For that to happen, Brugger believes dialogue has to be based on impartial evidence and monitoring over a long period, not just when conflict flares up. And a tool designed to help that process along is about to go online later this year.
Evidence to foster trust
More often than not, moves to resolve conflict stumble on mistrust. It’s a familiar story: companies may produce social-economic surveys but are reluctant to share the information; NGOs will often dispute the figures and produce their own assessments; communities will struggle to translate their experience into evidence that counts.
What if all parties to the conversation had easy access to the same data and information as a basis for dialogue?
That’s the idea behind the Resource Impact Dashboard (RID), a web-based, open-source platform developed by Brugger and colleagues in partner institutions. The project is supported by the r4d programme, a joint initiative by the Swiss Agency for Development and Cooperation and the Swiss National Science Foundation.
Picture 1: Participatory data collection in communities next to an industrial mining site in Nyamalembo, northwestern Tanzania
The dashboard is designed to help negotiations locally, by becoming an independent evidence base accessible to all parties.
But it could also inform policy and monitoring of extractive industries internationally, by making it possible to assess mining impacts across several sites over time.
“The core of it is collecting and triangulating data in a structured and systematic way,” says Brugger.
That includes government statistics to give a measure of health, education and how revenues from mining are distributed. Data sourced from companies shed light on their environmental performance and interactions with communities, including grievance mechanisms or social investments. And through representative household surveys, the tool reflects the community’s perspective on issues such as environmental or financial concerns, access to basic services and jobs, social dynamics and their relationship with the company.
“Our idea is to get the mines and communities engagedto use this methodology.”

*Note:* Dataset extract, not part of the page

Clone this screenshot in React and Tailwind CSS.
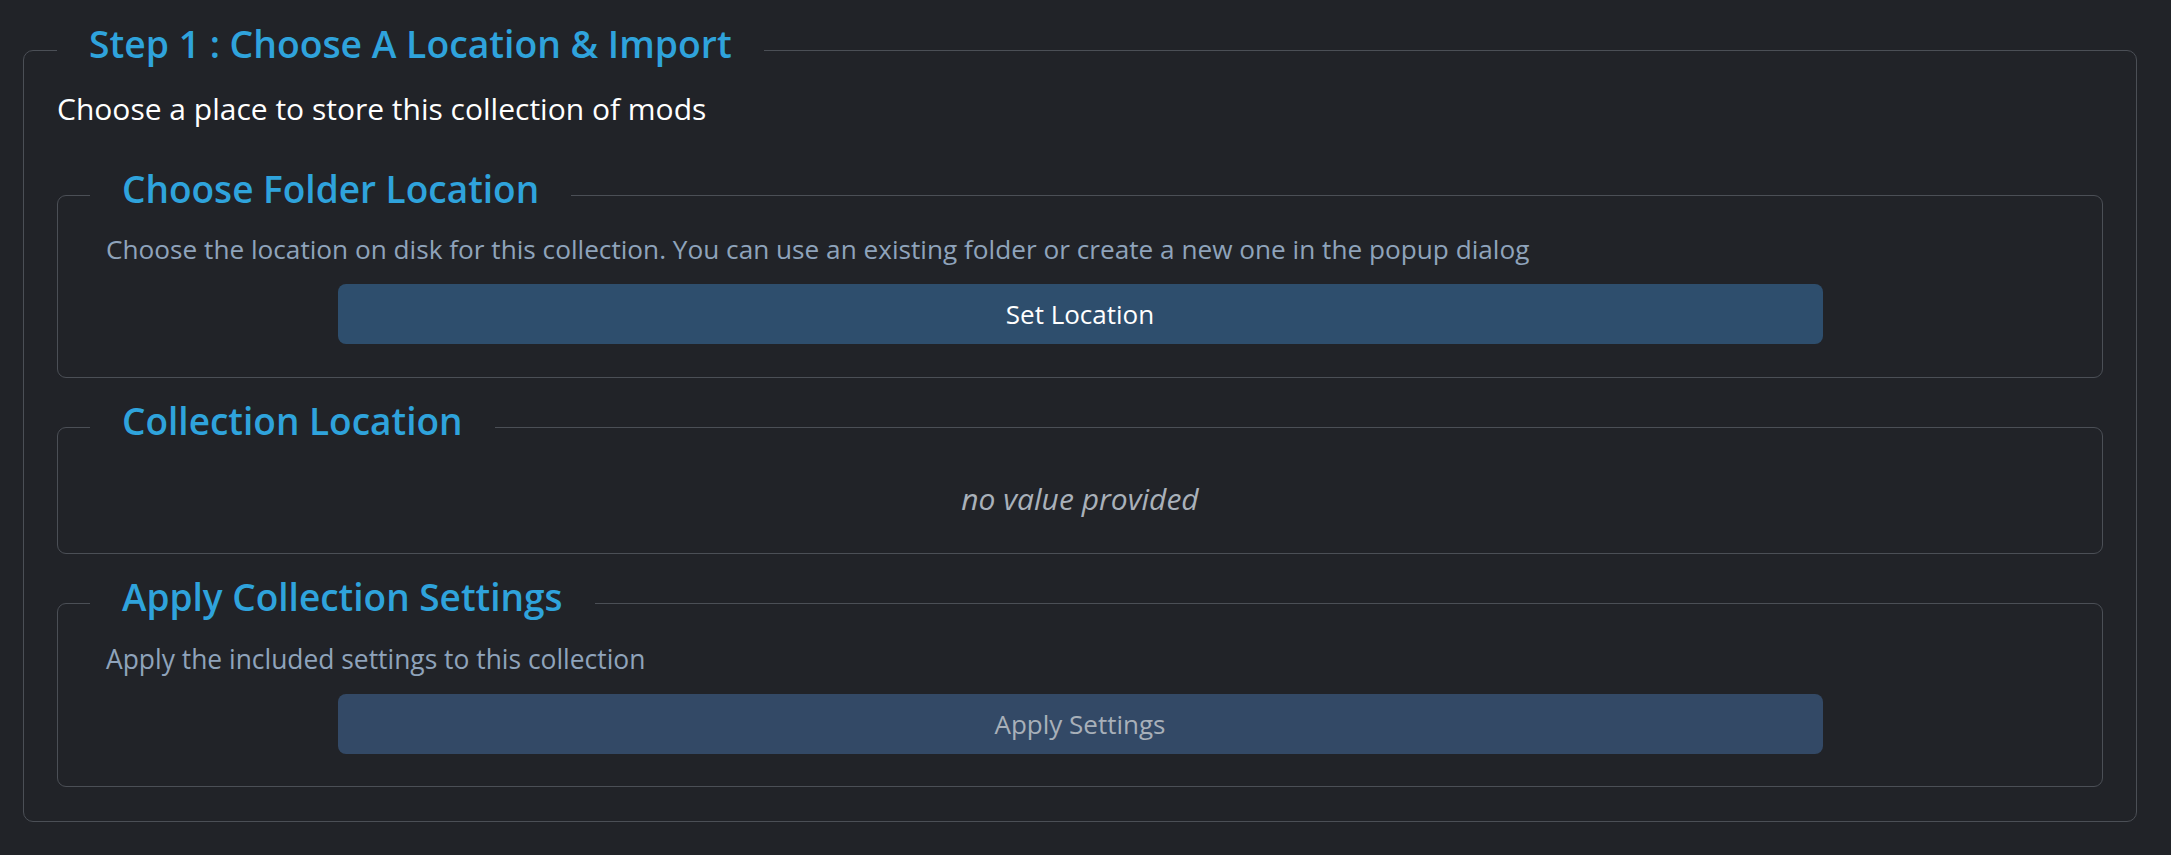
import React from "react";

const FONT = { fontFamily: '"Open Sans", "Noto Sans", sans-serif' };

function Section({ title, children, className = "" }) {
  return (
    <fieldset className={"border border-[#4b4f56] rounded-[9px] px-8 " + className}>
      <legend className="px-8 pb-[12px] text-[37px] leading-[46px] font-semibold text-[#2fa3dc]">
        {title}
      </legend>
      {children}
    </fieldset>
  );
}

export default function App() {
  return (
    <div
      className="min-h-screen w-full bg-[#212328] pl-[23px] pr-[34px] pt-[20px] pb-[34px]"
      style={FONT}
    >
      <fieldset className="border border-[#4b4f56] rounded-[10px] px-[33px] pb-[34px]">
        <legend className="px-8 pb-[12px] text-[37.3px] leading-[48px] font-semibold text-[#2fa3dc]">
          Step 1 : Choose A Location &amp; Import
        </legend>
        <p className="mt-[9px] text-[30px] leading-[40px] text-white">
          Choose a place to store this collection of mods
        </p>

        <Section title="Choose Folder Location" className="mt-[37px] pb-[33px]">
          <p className="mt-[7px] pl-4 text-[26.2px] leading-[36px] text-[#8fa3bb]">
            Choose the location on disk for this collection. You can use an existing folder or create a new one in the popup dialog
          </p>
          <button className="mx-auto mt-[17px] flex h-[60px] w-3/4 items-center justify-center rounded-[8px] bg-[#2e4e6d] text-[26px] text-white">
            Set Location
          </button>
        </Section>

        <Section title="Collection Location" className="mt-[20px] pb-[36px]">
          <p className="mt-[25px] text-center text-[30px] italic leading-[36px] text-[#a9b1ba]">
            no value provided
          </p>
        </Section>

        <Section title="Apply Collection Settings" className="mt-[20px] pb-[32px]">
          <p className="mt-[9px] pl-4 text-[26.4px] leading-[36px] text-[#8fa3bb]">
            Apply the included settings to this collection
          </p>
          <button className="mx-auto mt-[17px] flex h-[60px] w-3/4 items-center justify-center rounded-[8px] bg-[#334966] text-[26px] text-[#a8b0b9]">
            Apply Settings
          </button>
        </Section>
      </fieldset>
    </div>
  );
}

João Salavessa, Lurio University
RID is designed to integrate this information, and reflect the three-way link between communities, companies and governments. Each will have their interests, says Brugger, but the tool needs to be objective. “We list communication activities from the mining company, but we also ask community members whether they were consulted by the mining company or whether they have received information about employment,” he explains. “And we do not go beyond and say, ‘one party or the other has done wrong’”.
It’s up to the data to reveal if something was done to address community concerns, or if consultation was effective.
Groundwork in Mozambique
The concept has its roots in Brugger’s doctoral work, and the stubborn problems it tackles have troubled development practitioners for years. Before taking the form of a dashboard, the framework for collecting and analysing data was tested with help from partners in Burkina Faso and Mozambique.

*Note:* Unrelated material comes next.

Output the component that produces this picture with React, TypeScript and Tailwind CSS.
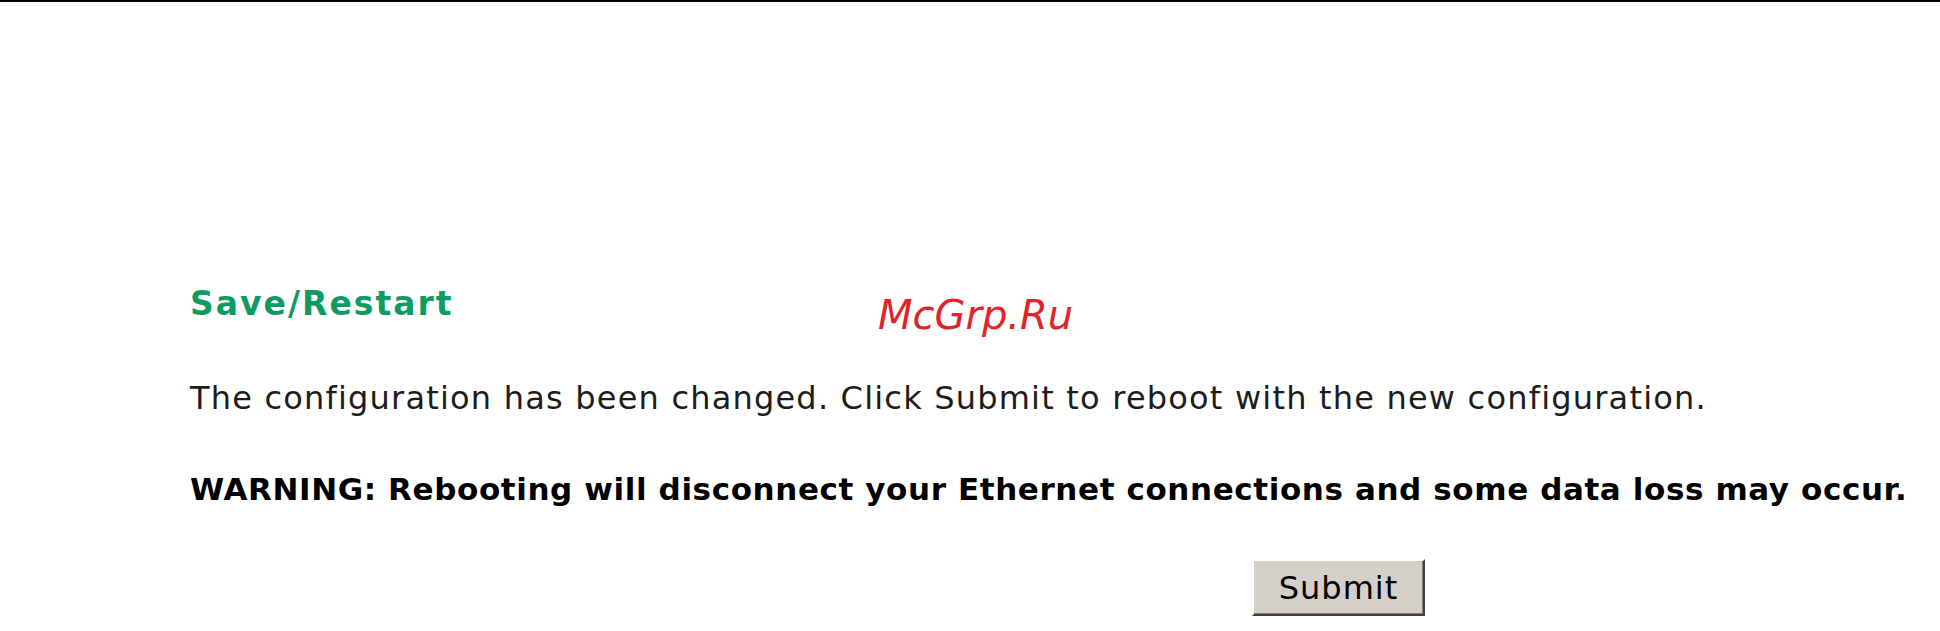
import React from 'react';

const FONT = '"DejaVu Sans", Verdana, sans-serif';

export default function App() {
  return (
    <div className="relative min-h-[631px] w-[1940px] bg-white" style={{ fontFamily: FONT }}>
      {/* top rule */}
      <div className="h-[2px] bg-black" />

      <div className="flex flex-col pl-[190px]">
        <h1 className="mt-[285px] text-[33px] font-bold leading-none tracking-[2px] text-[#0e9a63]">Save/Restart</h1>

        <p className="mt-[62px] text-[32px] leading-none tracking-[1.2px] text-[#1c1c1c]">
          The configuration has been changed. Click Submit to reboot with the new configuration.
        </p>

        <p className="mt-[60px] text-[31px] font-bold leading-none tracking-[0.6px] text-black">
          WARNING: Rebooting will disconnect your Ethernet connections and some data loss may occur.
        </p>

        <div className="mt-[54px] pl-[1062px]">
          <button
            type="button"
            className="h-[57px] w-[173px] border-2 border-t-white border-l-white border-r-[#404040] border-b-[#404040] bg-[#d4d0c8] text-[32px] leading-none tracking-[1px] text-black shadow-[inset_-1px_-1px_0_#808080]"
          >
            Submit
          </button>
        </div>
      </div>

      {/* watermark */}
      <div className="absolute left-[878px] top-[295px] text-[40px] italic leading-none text-[#e0242a]">McGrp.Ru</div>
    </div>
  );
}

Two mining sites are involved in each country. While in Burkina Faso the focus is on extracting gold, in Mozambique the mining companies deal with different materials. Syrah Resources, a company headquartered in Australia, extracts graphite. Kenmare Resources, headquartered in Ireland, mines mineral sands that contain Titanium feedstocks, used mainly to make Titanium dioxide pigment for products such as paint and plastic, and Zircon sand, a raw material used in ceramics.
Picture 2:An intermediate product of gold extracted in a mine in Burkina Faso
From the outset, the work on the ground has been guided by João Salavessa, the founding Director of the Faculty of Social Sciences and Humanities at Lurio University (Unilurio), Mozambique.
“We developed some field work to do the household surveys with our students from the university here,” says Salavessa. “Our idea is to … get the mines … engaged and starting to use this methodology.”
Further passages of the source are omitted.